Italian Potato Salad with Tuna and Olives Recipe
This potato salad has nothing to do with the heavy mayonnaise classic. In the Italian version, potatoes are combined with tuna, olives, red onion and a light olive oil and lemon vinaigrette. Ideal for a summer lunch or a workday lunchbox.
This Italian potato salad is light and full of flavour – instead of mayonnaise it has olive oil, lemon, capers and good-quality tuna, so it tastes like something from a seaside bistro. The saltiness of the olives and capers combines with citrusy freshness, while waxy potatoes stay firm and tender. It’s a dish that shows how to turn a few pantry staples into a complete meal.
Chef's tips
Boil the potatoes in their skins and peel them only after they’ve cooled slightly – they won’t soak up water and will hold their shape in the salad. Don’t drain the tuna completely; a little of the oil from the can really boosts the flavour of the dressing. Avoid vigorous mixing so you don’t mash the potatoes. Add the vinaigrette while the potatoes are still slightly warm – they’ll absorb the flavours better.
How to serve
Serve the salad slightly chilled, with extra lemon wedges and a handful of fresh parsley or rocket on top. It pairs perfectly with a dry, well-chilled white wine or sparkling water with a slice of lemon if you’re eating it at work. It’s a great choice for a summer picnic by the river or a quick, satisfying lunch packed in a container for university.
Ingredients
- waxy potatoes a variety that doesn’t fall apart - 700 g
- tuna in olive oil in a can weight after draining - 160 g
- pitted black olives sliced - 60 g
- red onion sliced into thin feathers - 0.5 pieces
- capers in brine drained; can be omitted - 1 tablespoon
- fresh parsley or basil chopped - 2 tablespoons
- olive oil for the dressing - 4 tablespoons
- lemon juice freshly squeezed - 2 tablespoons
- Dijon mustard for a little heat - 1 teaspoon
- salt to taste
- freshly ground pepper to taste
Preparation
- Wash the potatoes thoroughly; if the skin is thin, don’t peel them. Cut larger ones in half.

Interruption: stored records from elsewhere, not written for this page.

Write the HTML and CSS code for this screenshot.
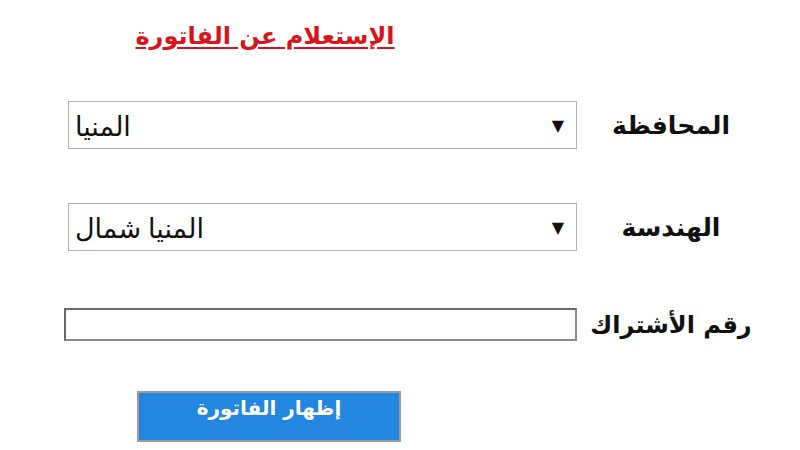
FILE: index.html
```html
<!DOCTYPE html>
<html lang="ar">
<head>
<meta charset="utf-8">
<link rel="stylesheet" href="styles.css">
</head>
<body>
<div class="page">
  <h1 class="title" dir="rtl">الإستعلام عن الفاتورة</h1>
  <div class="form">
    <div class="row row1">
      <div class="field">
        <div class="select"><span class="val" dir="rtl">المنيا</span><span class="arrow">▼</span></div>
      </div>
      <div class="label" dir="rtl">المحافظة</div>
    </div>
    <div class="row row2">
      <div class="field">
        <div class="select"><span class="val" dir="rtl">المنيا شمال</span><span class="arrow">▼</span></div>
      </div>
      <div class="label" dir="rtl">الهندسة</div>
    </div>
    <div class="row row3">
      <div class="field">
        <input class="textbox" type="text">
      </div>
      <div class="label" dir="rtl">رقم الأشتراك</div>
    </div>
    <div class="actions">
      <button class="btn" dir="rtl">إظهار الفاتورة</button>
    </div>
  </div>
</div>
</body>
</html>
```
FILE: styles.css
```css
html, body {
  margin: 0;
  padding: 0;
  background: #ffffff;
  width: 800px;
  height: 450px;
  overflow: hidden;
}
.page {
  font-family: "DejaVu Sans", "Noto Sans", sans-serif;
  padding-top: 18px;
}
.title {
  margin: 0 0 0 133px;
  width: 264px;
  text-align: center;
  font-size: 24px;
  font-weight: bold;
  line-height: 36px;
  color: #d9141b;
  text-decoration: underline;
  text-underline-offset: 3px;
  white-space: nowrap;
}
.form {
  padding-left: 64px;
}
.row {
  display: flex;
  align-items: center;
}
.row1 { margin-top: 47px; }
.row2 { margin-top: 54px; }
.row3 { margin-top: 57px; }
.field {
  width: 513px;
  display: flex;
  justify-content: flex-end;
}
.select {
  box-sizing: border-box;
  width: 509px;
  height: 48px;
  border: 1px solid #b3b3b3;
  background: #fff;
  display: flex;
  align-items: center;
  justify-content: space-between;
  padding: 0 12px 0 6px;
}
.val {
  font-family: "Noto Sans", "DejaVu Sans", sans-serif;
  font-size: 27px;
  line-height: 30px;
  color: #111;
  margin-top: 2px;
}
.arrow {
  font-size: 16px;
  color: #111;
}
.textbox {
  box-sizing: border-box;
  width: 513px;
  height: 33px;
  margin: 0;
  border: 2px solid #6a6a6a;
  border-right-color: #8a8a8a;
  border-bottom-color: #8a8a8a;
  background: #fff;
}
.label {
  width: 170px;
  margin-left: 9px;
  text-align: center;
  font-size: 25px;
  font-weight: bold;
  color: #111;
}
.row3 .label {
  font-size: 24px;
}
.actions {
  margin-top: 50px;
  padding-left: 73px;
}
.btn {
  box-sizing: border-box;
  width: 264px;
  height: 51px;
  margin: 0;
  background: #2387e1;
  border: 2px solid #9c9c9c;
  color: #ffffff;
  font-family: "DejaVu Sans", sans-serif;
  font-size: 20px;
  font-weight: bold;
  display: flex;
  justify-content: center;
  align-items: flex-start;
  padding-top: 3px;
}
```
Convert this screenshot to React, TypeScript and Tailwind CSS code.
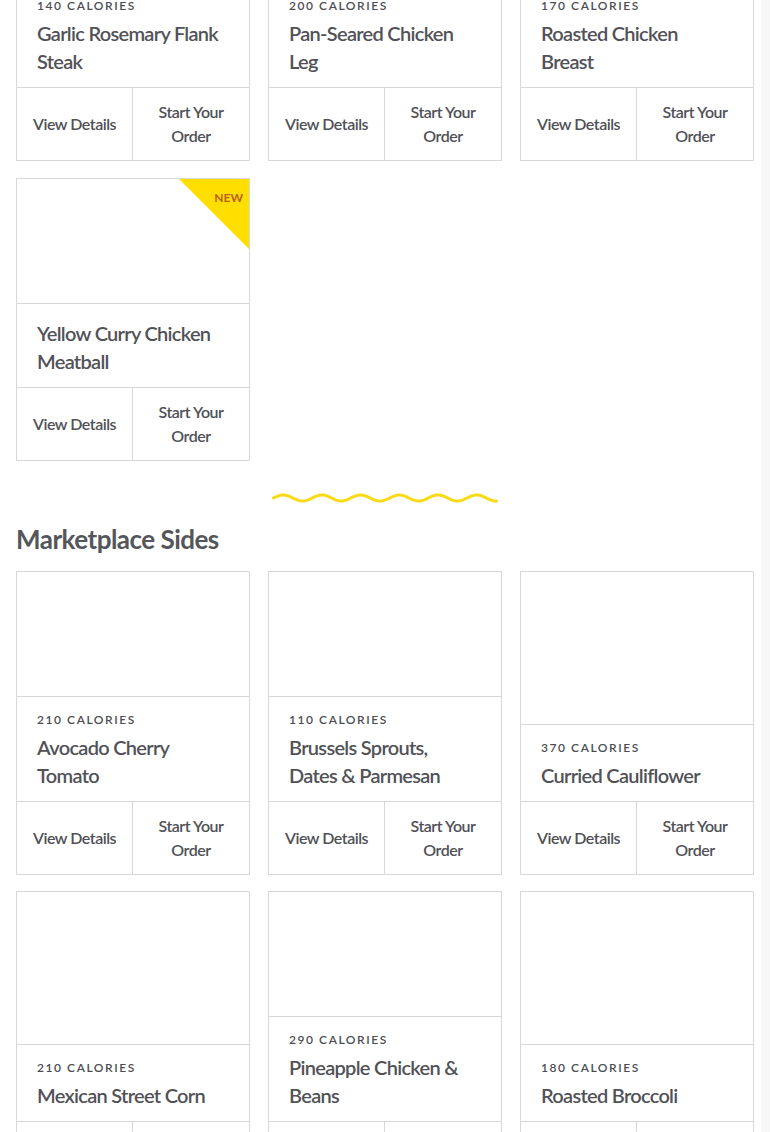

- Put the potatoes in a pot, cover with cold water and lightly salt. Cook for 15–20 minutes from the moment the water boils, until they are tender but not falling apart. Check with a fork.
- Drain the cooked potatoes and set aside for a few minutes to steam off. When they have cooled enough to handle, cut them into thick slices or large cubes.
- Slice the red onion into thin feathers. If it’s very sharp, cover with cold water for 5 minutes, then drain – it will be milder.
- In a large bowl, mix the olive oil, lemon juice, mustard, a pinch of salt and pepper. Whisk vigorously with a fork until the dressing thickens slightly.
- Add the still-warm potatoes to the bowl and gently toss with the dressing so they are well coated.
- Add the drained, flaked tuna, olives, capers and red onion. Mix gently, trying not to crush the potatoes.
- Finally, sprinkle the salad with chopped parsley or basil and season to taste with salt and pepper.
- Serve slightly warm or at room temperature.
Storage
Store leftover salad in an airtight container in the fridge for up to 2 days. Before serving, let it come to room temperature and, if needed, refresh with a little extra olive oil and lemon juice.